When the votes for France's snap parliamentary elections were being counted, they had to repeat the name of a Rassemblement National (RN, far right) party candidate dozens of times. They had already had to do so in 2022, in 2017, etc. Each time, more far-right votes were added. For years now, rural mayors have endured the rise of the far right and tried to stem the tide.

Claudie Faucon Mejean, the Parti Socialiste (PS, left) mayor of Bram, population 3,300, in the southern French department of Aude, has never gotten used to it. While Marine Le Pen's party failed at the final step to seizing power, the three incumbent RN MPs in her department, a historically left-wing wine-growing region of the “red” south of France, once again pulled off a complete victory. "It's hard, really tough. I shed a few tears," she said. Continuously re-elected as her town's mayor since 2011, she had been struck by the widening gap between local and national levels: "The same people who gave me 72% in the first round of the municipal elections say to me 'you know we're with you, it's great what you're doing, but we're voting [RN leader] Bardella because we're fed up.'" They then repeat the infamous phrase: "We haven't tried it yet," meaning a far-right government.

"It's not against you, Gilles, but this can't go on any longer: All we do is pay, the lazy people, we're fed up," is also what Gilles Noël, left-wing mayor of the town of Varzy and president of the rural mayors association of the Nièvre department in Burgundy, has been hearing.
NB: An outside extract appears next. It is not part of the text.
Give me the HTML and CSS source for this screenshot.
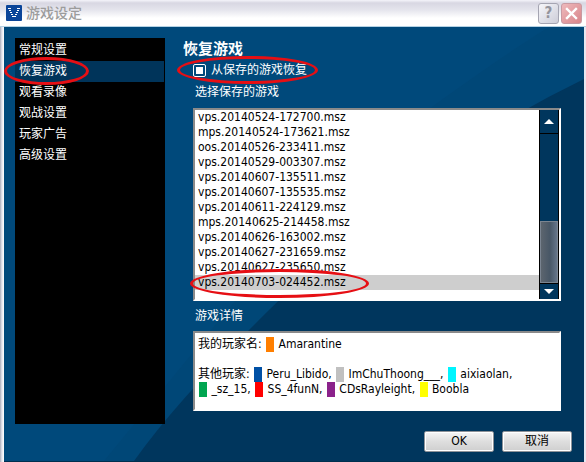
FILE: index.html
```html
<!DOCTYPE html>
<html lang="zh-CN">
<head>
<meta charset="utf-8">
<title>游戏设定</title>
<link rel="stylesheet" href="styles.css">
</head>
<body>
<div class="window">
  <header class="titlebar">
    <svg class="logo" viewBox="0 0 16 16" aria-hidden="true">
      <rect width="16" height="16" rx="1" fill="#0b4599"/>
      <path d="M2 3.500h3M11 3.500h3M3 5.500h2M11 5.500h2M4 7.500h2M10 7.500h2M5 9.500h2M9 9.500h2M6 11.500h4" stroke="#fff" stroke-width="1"/>
    </svg>
    <h1 class="title">游戏设定</h1>
    <button class="caption help" type="button" aria-label="帮助">?</button>
    <button class="caption close" type="button" aria-label="关闭">
      <svg viewBox="0 0 19 19"><path d="M5 5l9 9M14 5l-9 9" stroke="#fff" stroke-width="2.4" stroke-linecap="square"/></svg>
    </button>
  </header>
  <form class="body">
    <svg class="backdrop" viewBox="0 0 580 435" preserveAspectRatio="none" aria-hidden="true">
      <path d="M100 435L190 325Q330 150 435 75Q500 28 545 0H580V435Z" fill="#004777"/>
      <path d="M130 435Q175 371 273 276Q420 137 545 70L580 52V435Z" fill="#00365d"/>
    </svg>
    <div class="content">
      <nav class="menu">
        <a href="#general">常规设置</a>
        <a href="#restore" class="current">恢复游戏<span class="ring ring-menu"></span></a>
        <a href="#replay">观看录像</a>
        <a href="#observe">观战设置</a>
        <a href="#ads">玩家广告</a>
        <a href="#advanced">高级设置</a>
      </nav>
      <main class="panel">
        <h2>恢复游戏</h2>
        <div class="check">
          <input type="checkbox" id="from-save" checked>
          <label for="from-save">从保存的游戏恢复</label>
          <span class="ring ring-check"></span>
        </div>
        <label class="caption-text" for="saves">选择保存的游戏</label>
        <div class="listbox">
          <select id="saves" size="12">
            <option>vps.20140524-172700.msz</option>
            <option>mps.20140524-173621.msz</option>
            <option>oos.20140526-233411.msz</option>
            <option>vps.20140529-003307.msz</option>
            <option>vps.20140607-135511.msz</option>
            <option>vps.20140607-135535.msz</option>
            <option>vps.20140611-224129.msz</option>
            <option>mps.20140625-214458.msz</option>
            <option>vps.20140626-163002.msz</option>
            <option>vps.20140627-231659.msz</option>
            <option>vps.20140627-235650.msz</option>
            <option selected>vps.20140703-024452.msz</option>
          </select>
          <div class="scroll">
            <button type="button" class="arrow arrow-up" aria-label="向上"><svg viewBox="0 0 10 5"><path d="M0 5L5 0L10 5Z" fill="#fff"/></svg></button>
            <div class="track"><div class="thumb"></div></div>
            <button type="button" class="arrow arrow-down" aria-label="向下"><svg viewBox="0 0 10 5"><path d="M0 0H10L5 5Z" fill="#fff"/></svg></button>
          </div>
          <span class="ring ring-save"></span>
        </div>
        <h3 class="caption-text detail-title">游戏详情</h3>
        <div class="details">
          <p>我的玩家名: <i class="chip orange"></i> Amarantine</p>
          <p>其他玩家: <i class="chip blue"></i> Peru_Libido, <i class="chip gray"></i> ImChuThoong___, <i class="chip cyan"></i> aixiaolan,<br><i class="chip green"></i> _sz_15, <i class="chip red"></i> SS_4funN, <i class="chip purple"></i> CDsRayleight, <i class="chip yellow"></i> Boobla</p>
        </div>
      </main>
    </div>
    <footer class="actions">
      <button type="submit">OK</button>
      <button type="button">取消</button>
    </footer>
  </form>
</div>
</body>
</html>
```
FILE: styles.css
```css
* {
  box-sizing: border-box;
}

body {
  margin: 0;
  font: 12px/15px "DejaVu Sans Condensed", "Noto Sans CJK SC", sans-serif;
  color: #fff;
}

h1, h2, h3, p {
  margin: 0;
}

button, select {
  font: inherit;
}

.window {
  display: flex;
  flex-direction: column;
  min-height: 100vh;
  padding: 0 2px 0 4px;
  background: linear-gradient(90deg, #a9abb8 0, #e6e6ef 2px, #fff 4px, #e6e6ef 5px);
}

.titlebar {
  display: flex;
  align-items: center;
  height: 27px;
  margin: 0 -2px 0 -4px;
  padding: 0 4px 0 6px;
  border-bottom: 1px solid #b5d2e4;
  background: linear-gradient(#f4f4fa 0, #d8d7e2 3px, #e5e5ed 10px, #fff 18px, #fff);
}

.logo {
  width: 16px;
  height: 16px;
}

.title {
  flex: 1;
  margin-left: 4px;
  font-size: 14px;
  font-weight: 500;
  color: #9c9c9c;
}

.caption {
  display: grid;
  place-items: center;
  width: 21px;
  height: 21px;
  margin-left: 2px;
  padding: 0;
  border: 1px solid #a5a5b2;
  border-radius: 3px;
  background: linear-gradient(135deg, #f6f6fa, #cdcdd8);
  color: #94949d;
  font-size: 15px;
  font-weight: 700;
}

.close {
  border-color: #c99aa2;
  background: linear-gradient(135deg, #eeb9bc, #d8858a);
}

.close svg {
  width: 19px;
  height: 19px;
}

.body {
  position: relative;
  display: flex;
  flex: 1;
  flex-direction: column;
  border-bottom: 1px solid #00304f;
  background: #00497b;
}

.backdrop {
  position: absolute;
  inset: 0;
  width: 100%;
  height: 100%;
}

.content {
  position: relative;
  display: flex;
  flex: 1;
  gap: 18px;
  padding: 11px 23px 0 11px;
}

.menu {
  flex: 0 0 150px;
  padding-top: 2px;
  background: #000;
}

.menu a {
  position: relative;
  display: block;
  margin-right: 1px;
  padding-left: 4px;
  line-height: 21px;
  color: #fff;
  text-decoration: none;
}

.menu .current {
  background: #00345a;
}

.ring {
  position: absolute;
  border: 3px solid #e60f14;
  border-radius: 50%;
  pointer-events: none;
}

.ring-menu {
  left: -11px;
  top: -4px;
  width: 85px;
  height: 28px;
}

.ring-check {
  left: -16px;
  top: -4px;
  width: 141px;
  height: 28px;
}

.ring-save {
  left: -5px;
  bottom: 1px;
  width: 179px;
  height: 29px;
}

.panel {
  display: flex;
  flex: 1;
  flex-direction: column;
  min-width: 0;
}

h2 {
  font-size: 15px;
  line-height: 22px;
}

.panel > :not(h2) {
  margin-left: 10px;
}

.check {
  position: relative;
  display: flex;
  align-items: center;
  gap: 5px;
  height: 20px;
}

.check input {
  appearance: none;
  width: 13px;
  height: 13px;
  margin: 0;
  border: 1px solid #fff;
  border-radius: 2px;
  background: linear-gradient(#fff, #fff) center / 7px 7px no-repeat;
}

.caption-text {
  padding: 0 0 4px 2px;
  font-size: 12px;
  font-weight: 400;
  line-height: 24px;
}

.listbox, .details {
  border: 2px solid #fff;
  border-top-color: #8a8a8a;
  border-left-color: #8a8a8a;
  background: #fff;
  color: #000;
}

.listbox {
  position: relative;
  display: flex;
  height: 193px;
}

.listbox select {
  flex: 1;
  min-width: 0;
  height: 182px;
  padding: 0;
  border: 0;
  outline: 0;
  background: #fff;
  color: #000;
  font-size: 12px;
  scrollbar-width: none;
}

.listbox option {
  min-height: 15px;
  padding: 0 3px;
  line-height: 15px;
}

.listbox option:checked {
  background: linear-gradient(#cecece, #cecece);
  color: #000;
}

.scroll {
  display: flex;
  flex-direction: column;
  width: 20px;
  border: 1px solid #000;
  border-width: 0 1px;
  background: #00365d;
}

.arrow {
  display: grid;
  place-items: center;
  height: 24px;
  padding: 0;
  border: 0;
  border-bottom: 1px solid #000;
  background: #00365d;
}

.arrow-down {
  height: 16px;
  border-top: 1px solid #000;
  border-bottom: 0;
}

.arrow svg {
  width: 10px;
  height: 5px;
}

.track {
  display: flex;
  flex: 1;
  flex-direction: column;
  justify-content: flex-end;
}

.thumb {
  height: 62px;
  border: 1px solid #7a8490;
  background: linear-gradient(90deg, #5c656e, #485766 55%, #65758a);
}

.detail-title {
  padding-bottom: 0;
  line-height: 30px;
}

.details {
  display: flex;
  flex-direction: column;
  gap: 15px;
  min-height: 80px;
  padding: 4px 3px;
}

.chip {
  display: inline-block;
  width: 8px;
  height: 15px;
  margin: 0 1px;
  vertical-align: top;
}

.orange { background: #ff7f00; }
.blue { background: #0050a5; }
.gray { background: #c0c0c0; }
.cyan { background: #00f5ff; }
.green { background: #00a550; }
.red { background: #f00; }
.purple { background: #8b228b; }
.yellow { background: #ff0; }

.actions {
  position: relative;
  display: flex;
  justify-content: flex-end;
  gap: 8px;
  padding: 7px 12px 9px;
}

.actions button {
  width: 70px;
  height: 21px;
  padding: 0;
  border: 1px solid #8d9298;
  border-radius: 2px;
  background: linear-gradient(#f6f6f6, #dedede 50%, #cfcfcf);
  box-shadow: inset 0 0 0 1px #fff;
  color: #000;
}
```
On July 7, the historic constituency of former Socialist president Mitterrand also fell to the RN. Far-right MP Julien Guibert was elected with 54.8% of the vote, against Christian Paul, a PS figure who had been nominated as the party's candidate by its management, against the wishes of the local PS federation, which had another candidate. The result was a local political earthquake and confirmation that no territory can resist the RN.

Aware that their own actions were not at issue in this national-scale election, local elected representatives have nonetheless taken it hard. They see themselves as beacons and bulwarks of the French republic amid a torn political climate. "We rural mayors are at a loss, we don't know what to do," said Noël. "We say to ourselves, 'How on earth can I continue to work on [fostering social cohesion] if I can't find the words to get my constituents to take a step back and reconsider their vote?"

"For us, it's a double penalty: We already had the RN, and we don't benefit from the republican surge that has taken place elsewhere," said Faucon Mejean. She knows all about the "competition of miseries" that the RN exploits, being in a region that is among the poorest in France and one that hosts a large immigrant workforce. The elected representative spares no effort to improve people's daily life with the means at her disposal: €1 school meals, subsidized water rates, bicycles for children, help with driving licenses, etc. "And you can't say that Bram is an abandoned municipality. We've got a freeway exit, a train station, all the services we need, and even a few doctors."